DATA EXCERPT »
——————————

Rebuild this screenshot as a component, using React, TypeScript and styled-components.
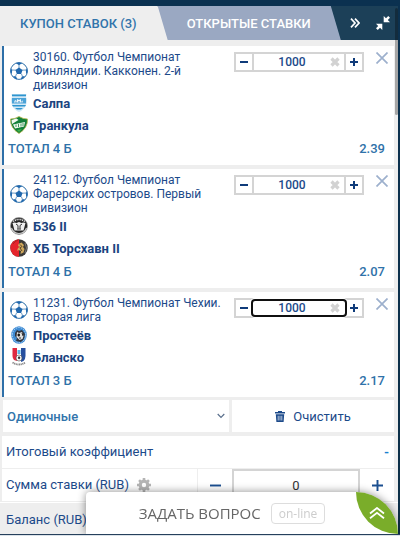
import React, { useState } from "react";
import styled, { createGlobalStyle, css } from "styled-components";

const Global = createGlobalStyle`
  * { box-sizing: border-box; }
  body { margin: 0; background: #0d3350; font-family: Roboto, "Liberation Sans", sans-serif; font-size: 13px; color: #1c4a8a; }
  button, input, select { font: inherit; color: inherit; margin: 0; padding: 0; border: 0; background: none; border-radius: 0; }
  button { cursor: pointer; }
  svg { display: block; flex: none; }
`;

const Page = styled.div`
  min-height: 100vh;
  padding: 6px 2px 0 0;
  background: linear-gradient(#0b3150, #0d3048);
  display: flex;
`;

const Panel = styled.main`
  position: relative;
  flex: 1;
  min-width: 0;
  background: #eee;
`;

const Header = styled.header`
  display: flex;
  height: 34px;
  background: #1c4058;
`;

const Tab = styled.button<{ $active?: boolean }>`
  height: ${(p) => (p.$active ? 40 : 34)}px;
  padding: ${(p) => (p.$active ? "0 31px 6px 20px" : "0 30px 0 29px")};
  margin-right: ${(p) => (p.$active ? -10 : 0)}px;
  white-space: nowrap;
  font-weight: 500;
  text-transform: uppercase;
  color: ${(p) => (p.$active ? "#3174ab" : "#fff")};
  background: ${(p) => (p.$active ? "#eee" : "#9aa8c2")};
  clip-path: polygon(0 0, calc(100% - 10px) 0, 100% 34px, 100% 100%, 0 100%);
  z-index: ${(p) => (p.$active ? 1 : 0)};
`;

const HeaderTools = styled.div`
  display: flex;
  flex: 1;
  align-items: center;
  justify-content: flex-end;
  gap: 16px;
  padding-right: 8px;
  color: #fff;
`;

const IconButton = styled.button`
  display: flex;
  align-items: center;
  justify-content: center;
`;

const ScrollThumb = styled.div`
  position: absolute;
  top: 2px;
  right: 0;
  width: 3px;
  height: 107px;
  border-radius: 2px;
  background: rgba(0, 0, 0, 0.3);
  z-index: 2;
`;

const Slip = styled.div`
  display: flex;
  flex-direction: column;
  gap: 4px;
  padding: 6px 4px 0 2px;
`;

const Card = styled.article`
  padding: 4px 6px 5px 4px;
  border-left: 2px solid #2d6fa8;
  background: #fff;
`;

const CardTop = styled.div`
  display: flex;
  align-items: flex-start;
`;

const Event = styled.div`
  display: flex;
  flex: 1;
  min-width: 0;
  align-items: center;
  gap: 5px;
  padding-left: 2px;
`;

const Title = styled.h2`
  flex: 1;
  margin: 0;
  font-size: 12px;
  line-height: 14px;
  font-weight: 400;
`;

const Stepper = styled.div`
  display: flex;
  flex: none;
  width: 130px;
  height: 20px;
  margin: 2px 12px 0 8px;
  border: 2px solid #d4d4d4;
`;

const StepButton = styled.button`
  display: flex;
  width: 16px;
  align-items: center;
  justify-content: center;
  color: #0f3b7a;
`;

const Field = styled.label<{ $focused?: boolean }>`
  display: flex;
  flex: 1;
  min-width: 0;
  align-items: center;
  padding-right: 4px;
  border: solid #d4d4d4;
  border-width: 0 2px;
  background: #fff;
  ${(p) =>
    p.$focused &&
    css`
      border-color: #fff;
      border-radius: 3px;
      outline: 2px solid #101010;
      outline-offset: -1px;
      box-shadow: 0 0 0 2px #fff;
    `}
`;

const StakeInput = styled.input`
  flex: 1;
  min-width: 0;
  text-align: center;
  font-size: 12px;
  font-weight: 500;
  line-height: 16px;
  outline: none;
`;

const CloseButton = styled(IconButton)`
  width: 12px;
  height: 12px;
  margin-top: 2px;
  color: #9db0cd;
`;

const Team = styled.div`
  display: flex;
  height: 22px;
  align-items: center;
  gap: 5px;
  padding-left: 2px;
  font-weight: 700;
  color: #1b4480;
`;

const Outcome = styled.div`
  display: flex;
  height: 24px;
  align-items: center;
  justify-content: space-between;
  padding-right: 3px;
  font-weight: 500;
  color: #2f72a9;
`;

const Actions = styled.div`
  display: grid;
  grid-template-columns: 226fr 162fr;
  gap: 3px;
  height: 32px;
  margin: -1px 0 0 1px;
`;

const SelectBox = styled.label`
  display: flex;
  align-items: center;
  padding-right: 4px;
  background: #fff;
  color: #1b4480;
`;

const TypeSelect = styled.select`
  flex: 1;
  height: 32px;
  padding-left: 4px;
  margin-right: -9px;
  appearance: none;
  font-weight: 500;
  color: #3174ab;
`;

const ClearButton = styled(IconButton)`
  gap: 8px;
  background: #fff;
`;

const Totals = styled.dl`
  display: grid;
  gap: 1px;
  margin: 0;
`;

const Line = styled.div`
  display: flex;
  height: 32px;
  align-items: center;
  background: #fff;
`;

const Term = styled.dt<{ $half?: boolean }>`
  display: flex;
  flex: ${(p) => (p.$half ? "none" : "1")};
  width: ${(p) => (p.$half ? "50%" : "auto")};
  height: 32px;
  align-items: center;
  gap: 8px;
  padding: 0 0 1px 4px;
  border-right: ${(p) => (p.$half ? "1px solid #eee" : "0")};
`;

const Coefficient = styled.dd`
  margin: 0 5px;
  font-weight: 700;
  color: #1a7fd0;
`;

const SumControl = styled.dd`
  display: flex;
  flex: 1;
  min-width: 0;
  height: 32px;
  margin: 0;
`;

const BigStep = styled(IconButton)`
  flex: none;
  width: 34px;
  color: #1b4f90;
`;

const SumInput = styled.input`
  flex: 1;
  min-width: 0;
  height: 32px;
  border: 2px solid #d4d4d4;
  text-align: center;
  color: #333;
`;

const Balance = styled.div`
  display: flex;
  height: 34px;
  align-items: center;
  margin: 0 -4px 0 -2px;
  padding: 0 6px;
  border-top: 1px solid #fff;
`;

const Chat = styled.aside`
  position: fixed;
  right: 2px;
  bottom: 2px;
  left: 86px;
  display: flex;
  height: 42px;
  border-radius: 4px 42px 0 0;
  background: #fff;
  box-shadow: 0 0 8px rgba(0, 0, 0, 0.45);
`;

const ChatButton = styled.button`
  display: flex;
  flex: 1;
  align-items: center;
  justify-content: center;
  gap: 10px;
  padding-left: 38px;
  padding-right: 16px;
  font-family: "Open Sans", "Noto Sans", sans-serif;
  font-size: 15px;
  white-space: nowrap;
  color: #666;
`;

const Online = styled.span`
  padding: 0 7px;
  border: 1px solid #ddd;
  border-radius: 4px;
  font-size: 12px;
  font-weight: 400;
  line-height: 19px;
  color: #ccc;
`;

const UpButton = styled(IconButton)`
  width: 42px;
  height: 42px;
  border-radius: 0 42px 0 42px;
  background: #7aad2a;
  color: #fff;
`;

const BottomEdge = styled.div`
  position: fixed;
  right: 0;
  bottom: 0;
  left: 0;
  height: 2px;
  border-top: 1px solid #26405c;
  background: #dbe2e8;
`;

const Ball = () => (
  <svg width="18" height="18" viewBox="0 0 18 18">
    <circle cx="9" cy="9" r="8.4" fill="#fff" stroke="#2d6fa8" strokeWidth="1" />
    <g fill="#2068ae">
      <path d="M9 5.4l3.5 2.5-1.3 4.1H6.8L5.5 7.9z" />
      <path d="M5.7 1.1Q9-.2 12.3 1.1L9 3.2zM.7 6.2l1.5 1.9-.4 3.8L.5 10.5zM17.3 6.2l-1.5 1.9.4 3.8 1.3-1.4zM3.2 14l3 .4 1 3-2.5-1zM14.8 14l-3 .4-1 3 2.5-1z" />
    </g>
    <path d="M9 3v3M2 8l4 .2M16 8l-4 .2M6.5 12l-1 2.5M11.5 12l1 2.5" stroke="#2d6fa8" strokeWidth=".7" />
  </svg>
);

const Salpa = () => (
  <svg width="18" height="18" viewBox="0 0 18 18">
    <path d="M1.5 0h15l-.5 3 1 2c0 7-3 11-8 13C4 16 1 12 1 5l1-2z" fill="#d3e9f6" />
    <path d="M2 .5h14v1.700H2zM2 11h14l-1 1.500H3zM5 14h8l-2 1.500H7z" fill="#2e95cf" />
    <path d="M2 4h14v5.500H2z" fill="#4ba3d8" />
    <path d="M4 8.500l1-2.500 2 1V5l2 1 2-1v2.500l2-1v2z" fill="#eef8fd" />
    <path d="M6 8.500V7.500M9 8.500V7M12 8.500V7.500" stroke="#2e7fb8" />
  </svg>
);

const Grankulla = () => (
  <svg width="18" height="18" viewBox="0 0 18 18">
    <path d="M.5 3Q5 3 9 .5 13 3 17.500 3 18 12 9 17.500 0 12 .5 3z" fill="#13803a" stroke="#b7b74c" strokeWidth=".8" />
    <path d="M1.500 4l5-1.500L8.500 4 2 8z" fill="#f3f8ef" />
    <path d="M3 8.500l12-2.500-1 4.500-9 2z" fill="#f3f8ef" />
    <path d="M6 8.500v2.500M8.500 8v3M11 7.500v3M13 7v3" stroke="#13803a" strokeWidth=".8" />
    <path d="M7 14l5-1-3 3z" fill="#42b449" />
  </svg>
);

const B36 = () => (
  <svg width="18" height="18" viewBox="0 0 18 18">
    <circle cx="9" cy="9" r="8.500" fill="#252525" stroke="#999" strokeWidth=".6" />
    <path d="M3 4.500q6-4 12 0" fill="none" stroke="#ddd" strokeWidth="1.500" strokeDasharray="1.200 .7" />
    <path d="M2.500 6q2-1 4 0L9 5l2.500 1q2-1 4 0L13.500 13.500h-9z" fill="#eee" />
    <path d="M6 7l2 1.500v3M12 7l-2 1.500v3M7 12h4" fill="none" stroke="#333" />
    <path d="M1.500 11q2 5.500 7.500 5.500T16.500 11" fill="none" stroke="#ccc" strokeWidth="1.200" />
  </svg>
);

const Torshavn = () => (
  <svg width="18" height="18" viewBox="0 0 18 18">
    <circle cx="9" cy="9" r="8.700" fill="#3c3a38" />
    <path d="M9 .3A8.700 8.700 0 0 0 9 17.700z" fill="#e5242c" />
    <path d="M3 5q2-3 5-4" fill="none" stroke="#a22" strokeWidth="1" />
    <path d="M15 4q3 5 0 10" fill="none" stroke="#888" strokeWidth=".8" />
    <path d="M8.500 5l3-1.500L14 6l-1 2 1.500 2-1 3.500-3 1.500.5-3L8.500 11 7 12l1-3 2-1-2-1z" fill="#cfa85c" />
    <path d="M10 5.500l2 2-2 1.500 2 3" fill="none" stroke="#4a3825" strokeWidth=".9" />
  </svg>
);

const Prostejov = () => (
  <svg width="18" height="18" viewBox="0 0 18 18">
    <ellipse cx="9" cy="9" rx="7.800" ry="8.700" fill="#3e8bd3" />
    <ellipse cx="9" cy="9" rx="6.700" ry="7.500" fill="none" stroke="#b9dafa" strokeDasharray="1.500 1" />
    <path d="M5 7l2-3 2 1 3-1 3 4-1 5-3 3-5-1 1-3-2-2z" fill="#30353f" />
    <path d="M7 6l2 1 3-1 1.500 4-1 3-3 1-3-3z" fill="#dedede" />
    <path d="M8 8h1.500v2H8zM12 7l1 3M9 12h2" stroke="#222" strokeWidth=".9" />
  </svg>
);

const Blansko = () => (
  <svg width="18" height="18" viewBox="0 0 18 18">
    <path d="M2.500 0h13v9q0 5-6.500 8-6.500-3-6.500-8z" fill="#fff" />
    <path d="M2.500 0H7v13L4 12q-1.500-2-1.500-4z" fill="#df2940" />
    <path d="M11 0h4.500v8q0 3-2 5L11 14z" fill="#264f9e" />
    <path d="M7.500 2h3v4h-3z" fill="#5db4e4" />
    <circle cx="9" cy="10" r="3" fill="#fff" stroke="#444" strokeWidth=".6" />
    <path d="M8.300 8.500h1.500l.6 1.500-1.300 1.500L7.700 10z" fill="#333" />
    <path d="M2.500 14.500q6.500 4 13 0" fill="none" stroke="#888" strokeWidth="1.800" strokeDasharray="1.200 .5" />
  </svg>
);

const Minus = ({ size = 8 }: { size?: number }) => (
  <svg width={size} height={size} viewBox="0 0 8 8"><path d="M0 4h8" stroke="currentColor" strokeWidth={size > 8 ? 1.4 : 2} /></svg>
);

const Plus = ({ size = 8 }: { size?: number }) => (
  <svg width={size} height={size} viewBox="0 0 8 8"><path d="M0 4h8M4 0v8" stroke="currentColor" strokeWidth={size > 8 ? 1.4 : 2} /></svg>
);

const Cross = () => (
  <svg width="12" height="12" viewBox="0 0 12 12"><path d="M.5.5l11 11M11.500.5l-11 11" stroke="currentColor" strokeWidth="1.700" /></svg>
);

const ClearX = () => (
  <svg width="10" height="10" viewBox="0 0 10 10"><path d="M1.500 1.500l7 7M8.500 1.500l-7 7" stroke="#d2d2d2" strokeWidth="3.200" /></svg>
);

const DoubleRight = () => (
  <svg width="10" height="10" viewBox="0 0 10 10" fill="none" stroke="currentColor" strokeWidth="1.700"><path d="M1 .7L5 5 1 9.300M5 .7L9 5 5 9.300" /></svg>
);

const Collapse = () => (
  <svg width="14" height="14" viewBox="0 0 14 14">
    <path d="M14 1.800L12.200 0 10 2.200 7.700 0v6.300H14L11.800 4zM0 12.200L1.800 14 4 11.800 6.300 14V7.700H0L2.200 10z" fill="currentColor" />
  </svg>
);

const Chevron = () => (
  <svg width="8" height="6" viewBox="0 0 8 6" fill="none" stroke="#5a6f8c" strokeWidth="1.200"><path d="M.7 1L4 4.300 7.300 1" /></svg>
);

const Trash = () => (
  <svg width="10" height="11" viewBox="0 0 10 11">
    <path d="M0 1h3V0h4v1h3v1.500H0zM.8 3.300h8.400L8.600 11H1.400z" fill="currentColor" />
    <path d="M3.200 4.800v4.700M5 4.800v4.700M6.800 4.800v4.700" stroke="#fff" strokeWidth=".7" />
  </svg>
);

const Gear = () => (
  <svg width="14" height="14" viewBox="0 0 14 14" fill="none" stroke="#b4b4b4">
    <circle cx="7" cy="7" r="3.800" strokeWidth="3.200" />
    <path d="M7 0v3M7 11v3M0 7h3M11 7h3M2.050 2.050l2 2M9.950 9.950l2 2M11.950 2.050l-2 2M4.050 9.950l-2 2" strokeWidth="2.600" />
  </svg>
);

const DoubleUp = () => (
  <svg width="16" height="12" viewBox="0 0 16 12" fill="none" stroke="currentColor" strokeWidth="1.800"><path d="M1 6.500L8 1l7 5.500M1 11.300l7-5.500 7 5.500" /></svg>
);

interface Bet {
  title: string;
  teams: [string, () => React.JSX.Element][];
  outcome: string;
  odds: string;
  focused?: boolean;
}

const bets: Bet[] = [
  { title: "30160. Футбол Чемпионат Финляндии. Какконен. 2-й дивизион", teams: [["Салпа", Salpa], ["Гранкула", Grankulla]], outcome: "ТОТАЛ 4 Б", odds: "2.39" },
  { title: "24112. Футбол Чемпионат Фарерских островов. Первый дивизион", teams: [["Б36 II", B36], ["ХБ Торсхавн II", Torshavn]], outcome: "ТОТАЛ 4 Б", odds: "2.07" },
  { title: "11231. Футбол Чемпионат Чехии. Вторая лига", teams: [["Простеёв", Prostejov], ["Бланско", Blansko]], outcome: "ТОТАЛ 3 Б", odds: "2.17", focused: true },
];

const BetCard = ({ bet }: { bet: Bet }) => {
  const [stake, setStake] = useState(1000);
  return (
    <Card>
      <CardTop>
        <Event><Ball /><Title>{bet.title}</Title></Event>
        <Stepper>
          <StepButton aria-label="Уменьшить" onClick={() => setStake(Math.max(0, stake - 100))}><Minus /></StepButton>
          <Field $focused={bet.focused}>
            <StakeInput aria-label="Ставка" value={stake} onChange={(e) => setStake(Number(e.target.value) || 0)} />
            <IconButton aria-label="Сбросить" onClick={() => setStake(0)}><ClearX /></IconButton>
          </Field>
          <StepButton aria-label="Увеличить" onClick={() => setStake(stake + 100)}><Plus /></StepButton>
        </Stepper>
        <CloseButton aria-label="Удалить"><Cross /></CloseButton>
      </CardTop>
      {bet.teams.map(([name, Crest]) => (
        <Team key={name}><Crest />{name}</Team>
      ))}
      <Outcome><span>{bet.outcome}</span><span>{bet.odds}</span></Outcome>
    </Card>
  );
};

export default function App() {
  const [sum, setSum] = useState(0);
  return (
    <>
      <Global />
      <Page>
        <Panel>
          <Header>
            <Tab $active>Купон ставок (3)</Tab>
            <Tab>Открытые ставки</Tab>
            <HeaderTools>
              <IconButton aria-label="Далее"><DoubleRight /></IconButton>
              <IconButton aria-label="Свернуть"><Collapse /></IconButton>
            </HeaderTools>
          </Header>
          <ScrollThumb />
          <Slip>
            {bets.map((bet) => <BetCard key={bet.title} bet={bet} />)}
            <Actions>
              <SelectBox>
                <TypeSelect aria-label="Тип ставки"><option>Одиночные</option></TypeSelect>
                <Chevron />
              </SelectBox>
              <ClearButton><Trash />Очистить</ClearButton>
            </Actions>
            <Totals>
              <Line><Term>Итоговый коэффициент</Term><Coefficient>-</Coefficient></Line>
              <Line>
                <Term $half><label htmlFor="sum">Сумма ставки (RUB)</label><Gear /></Term>
                <SumControl>
                  <BigStep aria-label="Меньше" onClick={() => setSum(Math.max(0, sum - 1))}><Minus size={11} /></BigStep>
                  <SumInput id="sum" value={sum} onChange={(e) => setSum(Number(e.target.value) || 0)} />
                  <BigStep aria-label="Больше" onClick={() => setSum(sum + 1)}><Plus size={11} /></BigStep>
                </SumControl>
              </Line>
              <Balance>Баланс (RUB)</Balance>
            </Totals>
          </Slip>
        </Panel>
      </Page>
      <Chat>
        <ChatButton>ЗАДАТЬ ВОПРОС<Online>on-line</Online></ChatButton>
        <UpButton aria-label="Наверх"><DoubleUp /></UpButton>
      </Chat>
      <BottomEdge />
    </>
  );
}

——————————

Of the lines above, how many hold the string "React"? Answer with only the number.

3